Isostasy: Balancing the Scales
Understanding isostasy is crucial when discussing lithospheric flexure. Isostasy refers to the equilibrium within the Earth’s crust, which strives to maintain a state of gravitational balance. It is much like a floating iceberg, where only a small portion is above water while the bulk remains submerged; the lithosphere does the same with the asthenosphere. As the lithosphere experiences loading and unloading, it either sinks into or rises from the viscous asthenosphere beneath, attempting to reach isostatic equilibrium.
Modeling the Lithospheric Behavior
Scientists employ various models to predict and understand the flexural behavior of the lithosphere. One of the simpler models is the elastic plate model, which treats the lithosphere as an elastic plate floating on the asthenosphere. This model is adopted to study long-term geological processes, such as the subsidence of ocean basins or the uplift of large plateaus.
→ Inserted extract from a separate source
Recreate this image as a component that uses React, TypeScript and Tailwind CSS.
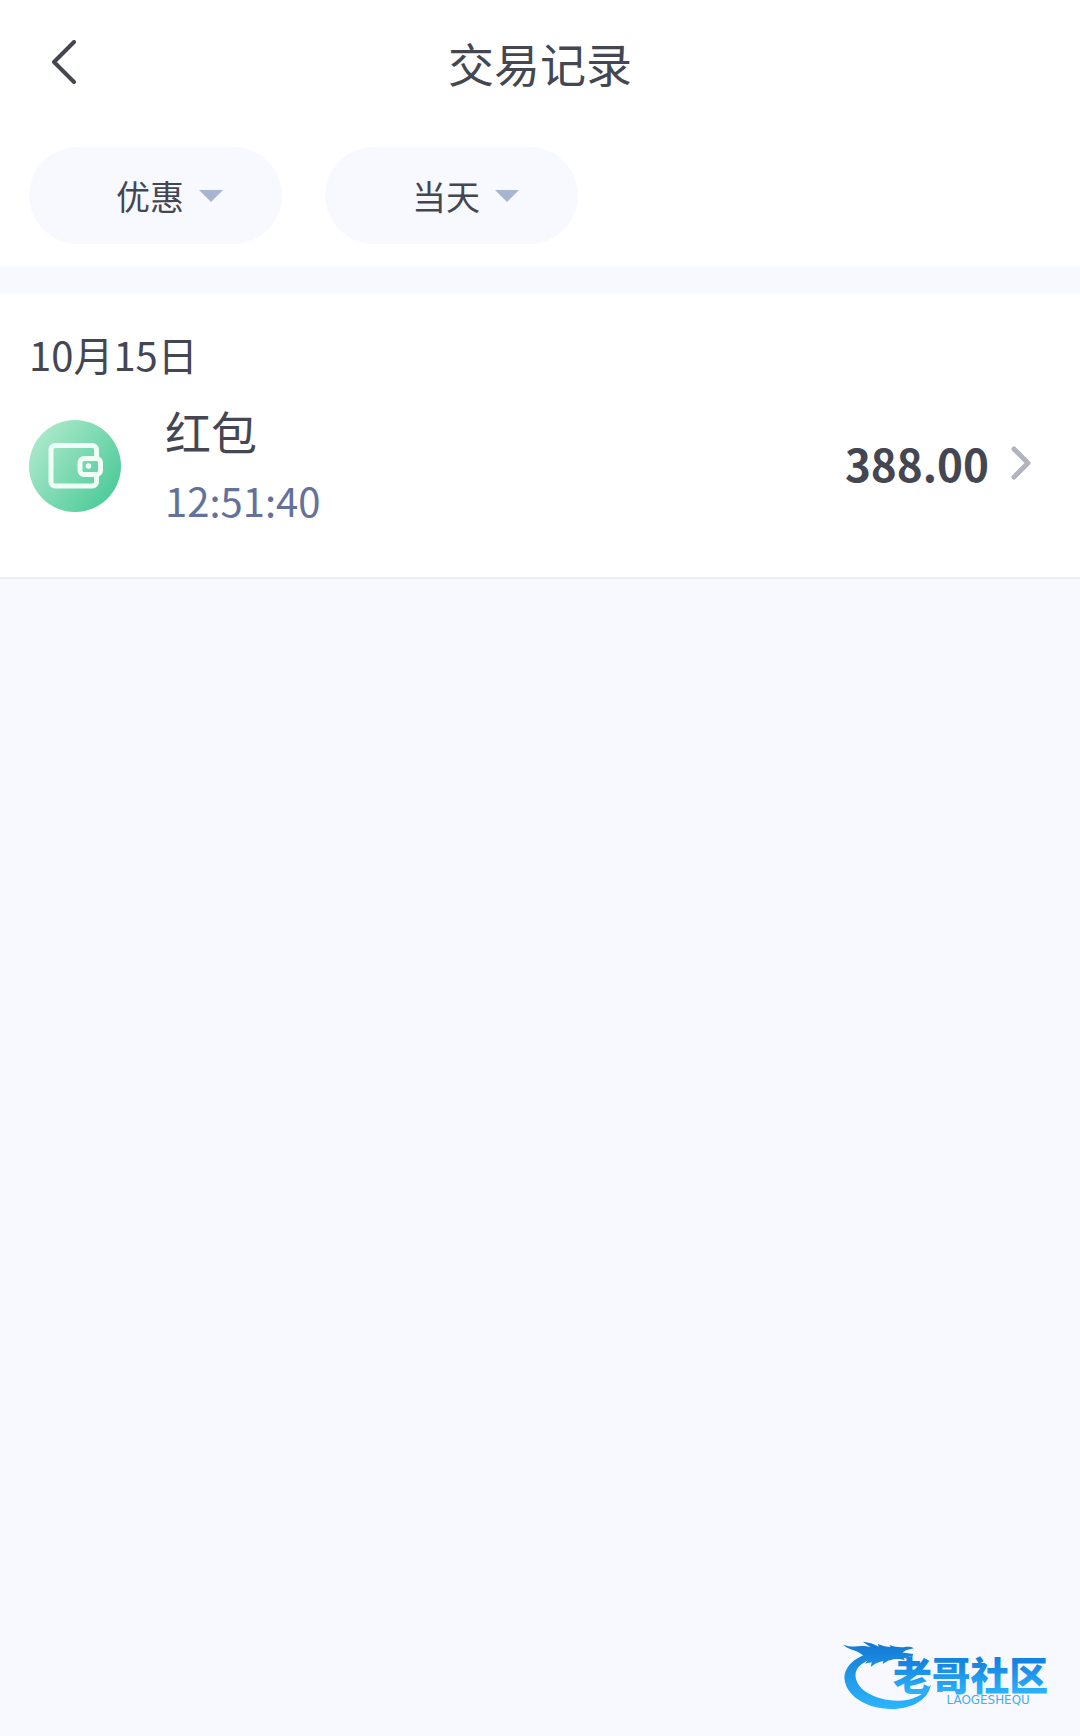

Advanced computational models dive deeper, incorporating viscoelastic properties that consider both the elastic and ductile behaviors of the lithosphere. These models provide insights into the responses over different time scales, from the immediate to the millennia, thus aligning with the complex geodynamics of Earth.
Human Understanding Through Observation
Technological advancements have significantly improved our abilities to observe and measure the responses of the lithosphere. Instruments such as GPS, satellite imagery, and deep-sea drilling provide data on earth movements, allowing for precise measurements of even the slightest deformations. These observations are essential to both validate models of lithospheric flexure and to more accurately predict the consequences of certain events like glacial melting, which heavily influence sea levels and climate change.
Moreover, understanding the behavior of the lithosphere also has practical implications in engineering. For instance, when planning infrastructure such as bridges, tunnels, and dams, it’s important to consider the potential for lithospheric movement. This knowledge aids in designing structures that can withstand or accommodate future geological shifts.
Conclusion
Lithospheric flexure is a fundamental concept in geophysics that advances our understanding of Earth’s structural dynamics and the forces shaping its terrain. By studying this phenomenon, scientists can predict geological changes, understand past climate events, and anticipate future shifts in the planet’s topography. Additionally, engineers can apply these principles to ensure the resilience and longevity of human-made structures. Through the lens of lithospheric flexure, we gain a more comprehensive insight into the incredible dynamism of our planet, highlighting not only its past and present but its ever-evolving future.